Copp, who was a college student at the time of the incident, was an insured under his parents' contracts for homeowner's and umbrella insurance issued to his parents by Nationwide. The homeowner's policy provided coverage for an "occurrence," described as bodily injury or property damage "resulting from an accident." The policy excluded coverage for liability "caused intentionally by or at direction of an insured, including willful acts the result of which the insured knows or ought to know will follow from the insured's conduct." The umbrella policy provided coverage for personal injury and property damage arising from an "occurrence," meaning an "accident." The umbrella policy specifically excluded liability for "personal injury arising out of ... willful violation of a law by or with the consent of the insured" and liability for "bodily injury or property damage intended or expected by the insured." However, the latter exclusionary clause specifically provided that it "does not apply to bodily injury or property damage caused by an insured trying to protect person or property."

Factual Background

Copp, a college student, allegedly punched another party, Jacobson, in the face. Jacobson suffered severe facial fractures that required multiple surgeries. After recovering, Jacobson sued Copp. Count I of Jacobson's complaint alleged assault and battery and sought compensatory damages. The count alleged that Copp "willfully and intentionally hit [Jacobson]" and that Copp's "actions were unjustified [and] malicious." Count II sought punitive damages for the alleged assault and battery. Count II alleged similar allegations of willful, intentional, unjustified and malicious conduct by Copp.

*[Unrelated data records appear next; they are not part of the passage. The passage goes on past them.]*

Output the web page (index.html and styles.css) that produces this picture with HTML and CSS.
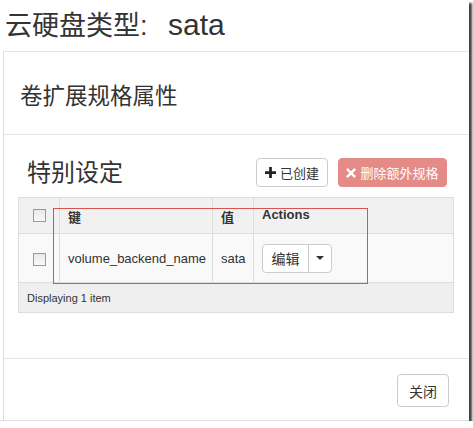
FILE: index.html
```html
<!DOCTYPE html>
<html lang="zh-CN">
<head>
  <meta charset="UTF-8" />
  <title>云硬盘类型: sata</title>
  <link rel="stylesheet" href="styles.css">
</head>
<body>
  <div class="frame">
    <!-- modal header -->
    <div class="modal-title">云硬盘类型: <span class="type-name">sata</span></div>

    <div class="modal-box">
      <div class="section-head">卷扩展规格属性</div>

      <div class="section-body">
        <div class="table-bar">
          <h3 class="table-title">特别设定</h3>
          <div class="table-actions">
            <button class="btn">
              <svg class="ico" viewBox="0 0 12 12" width="11" height="11"><path d="M4.5 0h3v4.5H12v3H7.5V12h-3V7.5H0v-3h4.5z" fill="#222"/></svg>
              已创建
            </button>
            <button class="btn btn-danger" disabled>
              <svg class="ico" viewBox="0 0 12 12" width="10" height="10"><path d="M2 0l4 4 4-4 2 2-4 4 4 4-2 2-4-4-4 4-2-2 4-4-4-4z" fill="#fff"/></svg>
              删除额外规格
            </button>
          </div>
        </div>

        <table class="data-table">
          <colgroup>
            <col style="width: 41px">
            <col style="width: 153px">
            <col style="width: 41px">
            <col style="width: 200px">
          </colgroup>
          <thead>
            <tr>
              <th class="col-check"><span class="checkbox"></span></th>
              <th>键</th>
              <th>值</th>
              <th>Actions</th>
            </tr>
          </thead>
          <tbody>
            <tr>
              <td class="col-check"><span class="checkbox"></span></td>
              <td>volume_backend_name</td>
              <td>sata</td>
              <td>
                <div class="btn-group">
                  <button class="btn btn-sm">编辑</button>
                  <button class="btn btn-sm btn-caret"><span class="caret"></span></button>
                </div>
              </td>
            </tr>
          </tbody>
          <tfoot>
            <tr>
              <td colspan="4">Displaying 1 item</td>
            </tr>
          </tfoot>
        </table>
      </div>

      <div class="modal-footer">
        <button class="btn btn-close">关闭</button>
      </div>
    </div>

    <!-- red annotation box drawn over the table -->
    <div class="mark"></div>
  </div>
</body>
</html>
```

FILE: styles.css
```css
* {
  box-sizing: border-box;
}

body {
  margin: 0;
  background: #fff;
  font-family: "Liberation Sans", "Noto Sans CJK SC", sans-serif;
  color: #333;
}

/* screenshot frame with shadow */
.frame {
  position: relative;
  width: 469px;
  height: 421px;
  border-bottom: 1px solid #ddd;
  box-shadow: 3px 3px 2px rgba(0, 0, 0, 0.75);
  display: flex;
  flex-direction: column;
}

.modal-title {
  height: 51px;
  padding: 9px 0 0 5px;
  font-size: 27px;
  line-height: 32px;
  color: #333;
  white-space: nowrap;
}

.type-name {
  margin-left: 13px;
  font-size: 30px;
}

.modal-box {
  flex: 1;
  margin-left: 3px;
  border-left: 1px solid #ddd;
  border-top: 1px solid #e5e5e5;
  display: flex;
  flex-direction: column;
}

.section-head {
  height: 83px;
  padding: 33px 0 0 16px;
  font-size: 22.5px;
  line-height: 24px;
  border-bottom: 1px solid #e5e5e5;
}

.section-body {
  height: 224px;
  padding: 23px 15px 0 14px;
  border-bottom: 1px solid #e5e5e5;
}

.table-bar {
  display: flex;
  justify-content: space-between;
  align-items: center;
  height: 29px;
  margin-bottom: 10px;
}

.table-title {
  margin: 0 0 0 9px;
  font-size: 24px;
  font-weight: normal;
  line-height: 28px;
}

.table-actions {
  display: flex;
  gap: 10px;
  margin-right: 7px;
}

.btn {
  display: inline-flex;
  align-items: center;
  justify-content: center;
  gap: 4px;
  height: 29px;
  padding: 0;
  font-family: "Liberation Sans", "Noto Sans CJK SC", sans-serif;
  font-size: 13px;
  color: #333;
  white-space: nowrap;
  background: #fff;
  border: 1px solid #ccc;
  border-radius: 4px;
}

.table-actions .btn {
  width: 72px;
}

.table-actions .btn-danger {
  width: 109px;
  color: #fff;
  background: #e48b88;
  border-color: #e48b88;
}

.ico {
  flex: none;
}

/* table */
.data-table {
  width: 435px;
  table-layout: fixed;
  border-collapse: collapse;
  font-size: 13px;
}

.data-table th,
.data-table td {
  border: 1px solid #ddd;
  padding: 0 8px;
  text-align: left;
  white-space: nowrap;
}

.data-table thead tr {
  height: 36px;
  background: #f1f1f1;
}

.data-table th {
  font-weight: bold;
  vertical-align: top;
  padding-top: 9px;
}

.data-table tbody tr {
  height: 49px;
  background: #f9f9f9;
}

.data-table tfoot tr {
  height: 30px;
  background: #efefef;
}

.data-table tfoot td {
  font-size: 11px;
  padding-top: 1px;
}

.data-table .col-check {
  text-align: center;
}

.checkbox {
  display: inline-block;
  width: 13px;
  height: 13px;
  border: 1px solid #999;
  background: linear-gradient(#e8e8e8, #fafafa);
  vertical-align: middle;
}

.btn-group {
  display: flex;
}

.btn-sm {
  height: 29px;
  font-size: 14px;
}

.btn-group .btn-sm:first-child {
  width: 47px;
  border-radius: 4px 0 0 4px;
}

.btn-group .btn-caret {
  width: 24px;
  margin-left: -1px;
  border-radius: 0 4px 4px 0;
}

.caret {
  width: 0;
  height: 0;
  border-left: 4px solid transparent;
  border-right: 4px solid transparent;
  border-top: 4px solid #333;
}

.modal-footer {
  flex: 1;
  display: flex;
  justify-content: flex-end;
  align-items: flex-start;
  padding: 15px 20px 0 0;
}

.btn-close {
  width: 52px;
  height: 33px;
  font-size: 14px;
}

/* annotation */
.mark {
  position: absolute;
  left: 53px;
  top: 208px;
  width: 315px;
  height: 76px;
  border: 1px solid #d9534f;
}
```
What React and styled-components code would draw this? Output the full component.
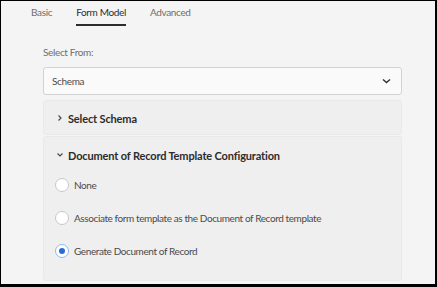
import React from 'react'
import styled, { createGlobalStyle } from 'styled-components'

const GlobalStyle = createGlobalStyle`
  html, body {
    margin: 0;
    padding: 0;
    background: #000;
  }
  body {
    font-family: Lato, "Open Sans", sans-serif;
  }
`

const Frame = styled.div`
  width: 437px;
  height: 287px;
  box-sizing: border-box;
  border-style: solid;
  border-color: #000;
  border-width: 1px 2px 3px 1px;
  background: #f4f4f4;
  overflow: hidden;
`

const Tabs = styled.div`
  display: flex;
  gap: 24px;
  padding-left: 30px;
  height: 25px;
`

const Tab = styled.div`
  font-size: 10px;
  letter-spacing: -0.35px;
  line-height: 23px;
  color: ${p => (p.$active ? '#2c2c2c' : '#6e6e6e')};
  border-bottom: 2px solid ${p => (p.$active ? '#2c2c2c' : 'transparent')};
`

const Body = styled.div`
  padding: 19px 33px 0 42px;
`

const Label = styled.div`
  font-size: 10px;
  letter-spacing: -0.35px;
  color: #6e6e6e;
  line-height: 14px;
  margin-bottom: 8px;
`

const Select = styled.div`
  height: 28px;
  box-sizing: border-box;
  border: 1px solid #d3d3d3;
  border-radius: 3px;
  background: #fafafa;
  display: flex;
  align-items: center;
  justify-content: space-between;
  padding: 0 10px 0 8px;
  font-size: 10px;
  letter-spacing: -0.35px;
  color: #4b4b4b;
`

const Panel = styled.div`
  margin-top: ${p => p.$gap}px;
  background: #efefef;
  border: 1px solid #e9e9e9;
  border-radius: 3px;
  padding: 0 11px;
`

const Header = styled.div`
  display: flex;
  align-items: center;
  gap: 4px;
  height: ${p => p.$h}px;
  padding: 1px 0 0 1px;
  box-sizing: border-box;
  font-size: 11px;
  letter-spacing: -0.15px;
  font-weight: 700;
  color: #2c2c2c;
`

const RadioList = styled.div`
  display: flex;
  flex-direction: column;
  gap: 19px;
  padding: 6px 0 22px;
`

const RadioRow = styled.label`
  display: flex;
  align-items: center;
  gap: 5px;
  font-size: 10px;
  letter-spacing: -0.4px;
  color: #4b4b4b;
  height: 14px;
`

const RadioCircle = styled.span`
  width: 14px;
  height: 14px;
  box-sizing: border-box;
  border-radius: 50%;
  background: #fff;
  border: 1px solid ${p => (p.$checked ? '#8fb8ef' : '#c8c8c8')};
  display: flex;
  align-items: center;
  justify-content: center;
  &::after {
    content: '';
    display: ${p => (p.$checked ? 'block' : 'none')};
    width: 6px;
    height: 6px;
    border-radius: 50%;
    background: #2b6ccf;
  }
`

const Chevron = ({ down }) => (
  <svg width="8" height="8" viewBox="0 0 8 8">
    <path
      d={down ? 'M1.5 2.5 L4 5 L6.5 2.5' : 'M2.5 1.5 L5 4 L2.5 6.5'}
      fill="none"
      stroke="#4b4b4b"
      strokeWidth="1.2"
    />
  </svg>
)

const options = [
  { label: 'None', checked: false },
  { label: 'Associate form template as the Document of Record template', checked: false },
  { label: 'Generate Document of Record', checked: true },
]

export default function App() {
  return (
    <>
      <GlobalStyle />
      <Frame>
        <Tabs>
          <Tab>Basic</Tab>
          <Tab $active>Form Model</Tab>
          <Tab>Advanced</Tab>
        </Tabs>
        <Body>
          <Label>Select From:</Label>
          <Select>
            Schema
            <svg width="9" height="6" viewBox="0 0 9 6">
              <path d="M1 1.5 L4.5 4.5 L8 1.5" fill="none" stroke="#333" strokeWidth="1.5" />
            </svg>
          </Select>
          <Panel $gap={5}>
            <Header $h={33}>
              <Chevron />
              Select Schema
            </Header>
          </Panel>
          <Panel $gap={1}>
            <Header $h={35}>
              <Chevron down />
              Document of Record Template Configuration
            </Header>
            <RadioList>
              {options.map(o => (
                <RadioRow key={o.label}>
                  <RadioCircle $checked={o.checked} />
                  {o.label}
                </RadioRow>
              ))}
            </RadioList>
          </Panel>
        </Body>
      </Frame>
    </>
  )
}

In his deposition, Copp testified that he was outnumbered and felt that his safety was in serious jeopardy. Copp further testified that, in the process of trying to get away, a punch may have struck Jacobson in the face.

Nationwide brought a declaratory judgment action seeking a declaration that it was under no duty to defend or indemnity Copp. The parties stipulated to the use of the underlying complaint, Copp's testimony from both his deposition and examination under oath, and the underlying plaintiff's deposition for purposes of determining the duty to defend. The insurer contended that it had no coverage obligation because Jacobson's complaint against Copp alleged only intentional conduct, which could not be considered an "accident" under the language of the insurance policy. Copp, on the other hand, did not contest coverage under the primary homeowner's policy but, instead contended that the insurer owed a duty to defend him based on a self-defense exception to the exclusion for injury "expected or intended by the insured" under the umbrella policy. The lower court ruled that the insurer had no coverage obligation because the complaint allegations alleged only intentional conduct, which was excluded under the policy. Copp appealed.

On appeal, the insurer contended that the "Eight Corners Rule" was restricted to a review of the complaint allegations alone, and that matters raised by the insured in defense of the claim are not to be considered. And because the complaint allegations were all intentional in nature, there could be no coverage. Copp argued that the lower court committed two errors. First, it ignored the self-defense exception to the "expected or intended" exclusion under the umbrella policy. Second, it failed to consider his testimony that he acted in self-defense, which he contended made a claim potentially covered by the insurance policy and triggered the insurer's duty to defend.

The Virginia Supreme Court agreed with Copp and reversed. The court based its holding on the fact that the exception to the exclusion was found within the four corners of the umbrella insurance policy and, therefore, must be given effect. As such, it held that Copp's claim that he acted in self-defense must be considered when evaluating whether a defense is due.

Implications

Copp reinforces the broad nature of an insurer's duty to defend obligation under Virginia law. This ruling demonstrates that the "Eight Corners Rule" under Virginia law will not mechanically restrict consideration to the literal "four corners of the complaint" if the "four corners of the policy" necessitate consideration of facts or circumstance outside the complaint allegations. In such circumstances, an insured may rely on certain undisputed facts that are outside the allegations in the complaint to demonstrate that the allegations against it are potentially covered and that the duty to defend is accordingly triggered.